Pie fight new Olympic demonstration sport

By Ray Ratto

Kelli White is probably wondering right about now why she went for the plea bargain, taking her two-year ban from track and field instead of rolling up her sleeves like Marion Jones and getting her piece of the Olympic version of the bench-emptying brawl.

The latest chapter in this vicious little tableau came the other day when Jacques Rogge, the head of the International Olympic Committee and the keeper of the migraines, referred to Jones as "technically innocent" (which is basically "semi-pregnant" without the baby shower) and hinted that she might do herself and the planet a favor by skipping the Athens Games on the grounds that "technically innocent" somehow is not the same as "actually innocent."

Jones, of course, took this in the spirit it was given and called Rogge's remarks "ignorant," which is basically "actually ignorant" without getting down to specifics.

In other words, with the Games little more than two months away, there's some serious ugly going on here, thus assuring you, the viewer, of the nastiest, least morally uplifting and, therefore, most entertaining Olympics yet.

People are scared of Athens. The other shoe in the BALCO Two-Step has yet to fall. America is suffering one of those occasional drops in popularity that puts it somewhere above the bubonic plague of the Dark Ages but still slightly below the economic collapse of the '30s. The IOC is angry at the American foot-dragging on the drug issue, and the Americans are angry at the IOC's absent-mindedness -- namely whose TV network pays the bills.

In other words, we are not far from the kind of Olympics that will be so unpleasant that we are likely to watch in greater numbers than ever just to see if Joe Rogan pops up in the Aegean with six models and a tanker's cargo hold filled with maggots for "Fear Factor: The Diplomats."

Now for you dewy-eyed internationalists who see in the Olympics everything that is noble about brother/sisterhood through competition, this may come as a bit of an overstatement. For those of you currently being Bud Greenspan, this may not make for a great film. It certainly won't make for a classic Greenspanian tearjerker.

But for those of us who have always wondered why all this athletic make-nice still keeps score by countries, and understand all too well that the Olympics are more cynical than cyclical, well, this is the logical extension of the most tumultuous (which is a euphemism for "ugly") time for the Games in years.

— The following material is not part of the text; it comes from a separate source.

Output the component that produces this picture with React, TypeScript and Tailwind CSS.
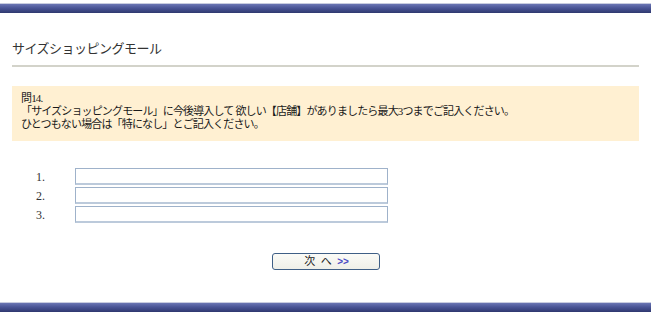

These Games can't end up well, no matter how well the security in Athens holds up, and no matter how gracious the Greeks decide to be. There are too many dogs barking to quiet the kennel, too many people who distrust too many other people, and too many chemicals in the air. Right now, the Olympic flame is even money to set one of its custodians on fire.

Thus, while the Rogge-Jones spit-fest seems unseemly for such a crypto-noble cause, it is actually helping provide a primer for the unpleasantness to come. You see, it may be distasteful, undignified and even offensive, but when it helps guide us to the real experience of the Sez You? Sez Me Games, it surely can't be wrong.

You see, we're going to have to callus-up for the Games. We're going to have to skip past the insincerities of "One Games One World" and see these Olympics for what they are going to be -- a piefight with roofing nails in the crust.

Toward that end, the Rogge-Jones exchange is a useful icebreaker for what comes next, whatever it might be. Maybe Dick Pound tackling Tim Montgomery at the starting line at the track trials in Sacramento. Maybe marshals padlocking the taekwondo championships in a salute to the Korean guy who just got sent to the can for bribery and embezzlement.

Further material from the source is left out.